**Given entries:**
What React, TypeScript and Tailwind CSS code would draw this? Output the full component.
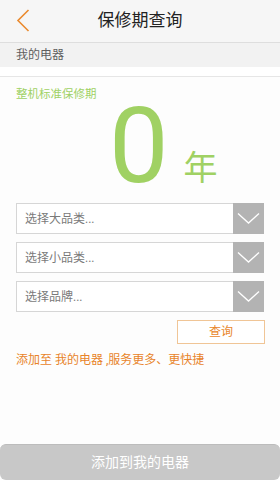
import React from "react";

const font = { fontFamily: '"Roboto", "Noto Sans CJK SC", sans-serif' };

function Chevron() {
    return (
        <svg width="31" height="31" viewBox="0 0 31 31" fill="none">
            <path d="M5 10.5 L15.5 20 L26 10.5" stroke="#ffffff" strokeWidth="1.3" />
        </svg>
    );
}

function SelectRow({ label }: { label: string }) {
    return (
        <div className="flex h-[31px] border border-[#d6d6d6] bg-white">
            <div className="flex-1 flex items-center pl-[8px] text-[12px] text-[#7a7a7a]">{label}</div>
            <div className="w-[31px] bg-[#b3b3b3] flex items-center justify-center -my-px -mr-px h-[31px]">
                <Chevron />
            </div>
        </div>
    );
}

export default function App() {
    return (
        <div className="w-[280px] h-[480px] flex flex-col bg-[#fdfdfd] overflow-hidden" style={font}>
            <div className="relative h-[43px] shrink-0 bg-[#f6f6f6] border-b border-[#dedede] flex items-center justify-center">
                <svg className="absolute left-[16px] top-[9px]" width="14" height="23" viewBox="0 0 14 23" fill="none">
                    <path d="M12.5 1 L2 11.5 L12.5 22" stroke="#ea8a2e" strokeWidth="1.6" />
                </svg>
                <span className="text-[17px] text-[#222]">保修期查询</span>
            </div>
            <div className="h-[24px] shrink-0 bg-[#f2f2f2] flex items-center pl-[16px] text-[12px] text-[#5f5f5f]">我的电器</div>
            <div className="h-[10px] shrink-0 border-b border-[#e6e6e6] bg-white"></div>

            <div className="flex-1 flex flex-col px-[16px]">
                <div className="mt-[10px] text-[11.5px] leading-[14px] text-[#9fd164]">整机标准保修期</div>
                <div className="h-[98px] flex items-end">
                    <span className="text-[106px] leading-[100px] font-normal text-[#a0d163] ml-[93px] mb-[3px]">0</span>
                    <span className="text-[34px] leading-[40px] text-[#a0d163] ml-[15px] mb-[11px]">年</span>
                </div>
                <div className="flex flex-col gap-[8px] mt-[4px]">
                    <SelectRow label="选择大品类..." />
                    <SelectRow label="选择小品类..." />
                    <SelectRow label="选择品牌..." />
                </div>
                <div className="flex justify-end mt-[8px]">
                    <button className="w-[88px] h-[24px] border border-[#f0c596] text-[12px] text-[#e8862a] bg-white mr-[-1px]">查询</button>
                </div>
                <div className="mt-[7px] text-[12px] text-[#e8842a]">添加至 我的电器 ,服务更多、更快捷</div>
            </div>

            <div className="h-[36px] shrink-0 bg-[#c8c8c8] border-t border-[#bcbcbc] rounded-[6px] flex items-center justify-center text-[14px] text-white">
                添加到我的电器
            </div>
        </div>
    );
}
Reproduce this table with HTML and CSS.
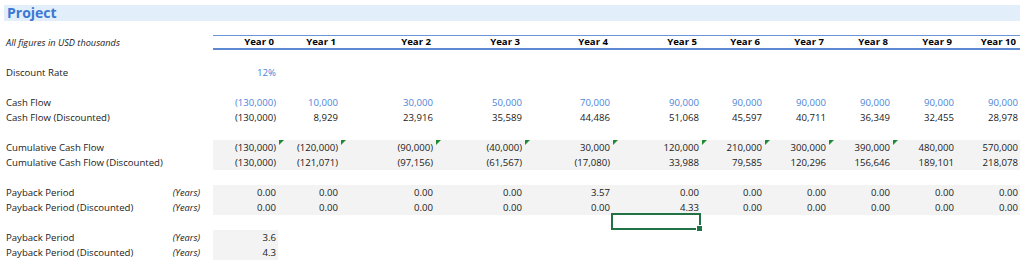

**Prompt:**
Transcribe all the records above word for word, without their images.

**Reply:**
What React, TypeScript and Tailwind CSS code would draw this? Output the full component.
import React from "react";

const font = { fontFamily: '"Roboto", "Noto Sans CJK SC", sans-serif' };

function Chevron() {
    return (
        <svg width="31" height="31" viewBox="0 0 31 31" fill="none">
            <path d="M5 10.5 L15.5 20 L26 10.5" stroke="#ffffff" strokeWidth="1.3" />
        </svg>
    );
}

function SelectRow({ label }: { label: string }) {
    return (
        <div className="flex h-[31px] border border-[#d6d6d6] bg-white">
            <div className="flex-1 flex items-center pl-[8px] text-[12px] text-[#7a7a7a]">{label}</div>
            <div className="w-[31px] bg-[#b3b3b3] flex items-center justify-center -my-px -mr-px h-[31px]">
                <Chevron />
            </div>
        </div>
    );
}

export default function App() {
    return (
        <div className="w-[280px] h-[480px] flex flex-col bg-[#fdfdfd] overflow-hidden" style={font}>
            <div className="relative h-[43px] shrink-0 bg-[#f6f6f6] border-b border-[#dedede] flex items-center justify-center">
                <svg className="absolute left-[16px] top-[9px]" width="14" height="23" viewBox="0 0 14 23" fill="none">
                    <path d="M12.5 1 L2 11.5 L12.5 22" stroke="#ea8a2e" strokeWidth="1.6" />
                </svg>
                <span className="text-[17px] text-[#222]">保修期查询</span>
            </div>
            <div className="h-[24px] shrink-0 bg-[#f2f2f2] flex items-center pl-[16px] text-[12px] text-[#5f5f5f]">我的电器</div>
            <div className="h-[10px] shrink-0 border-b border-[#e6e6e6] bg-white"></div>

            <div className="flex-1 flex flex-col px-[16px]">
                <div className="mt-[10px] text-[11.5px] leading-[14px] text-[#9fd164]">整机标准保修期</div>
                <div className="h-[98px] flex items-end">
                    <span className="text-[106px] leading-[100px] font-normal text-[#a0d163] ml-[93px] mb-[3px]">0</span>
                    <span className="text-[34px] leading-[40px] text-[#a0d163] ml-[15px] mb-[11px]">年</span>
                </div>
                <div className="flex flex-col gap-[8px] mt-[4px]">
                    <SelectRow label="选择大品类..." />
                    <SelectRow label="选择小品类..." />
                    <SelectRow label="选择品牌..." />
                </div>
                <div className="flex justify-end mt-[8px]">
                    <button className="w-[88px] h-[24px] border border-[#f0c596] text-[12px] text-[#e8862a] bg-white mr-[-1px]">查询</button>
                </div>
                <div className="mt-[7px] text-[12px] text-[#e8842a]">添加至 我的电器 ,服务更多、更快捷</div>
            </div>

            <div className="h-[36px] shrink-0 bg-[#c8c8c8] border-t border-[#bcbcbc] rounded-[6px] flex items-center justify-center text-[14px] text-white">
                添加到我的电器
            </div>
        </div>
    );
}
Reproduce this table with HTML and CSS.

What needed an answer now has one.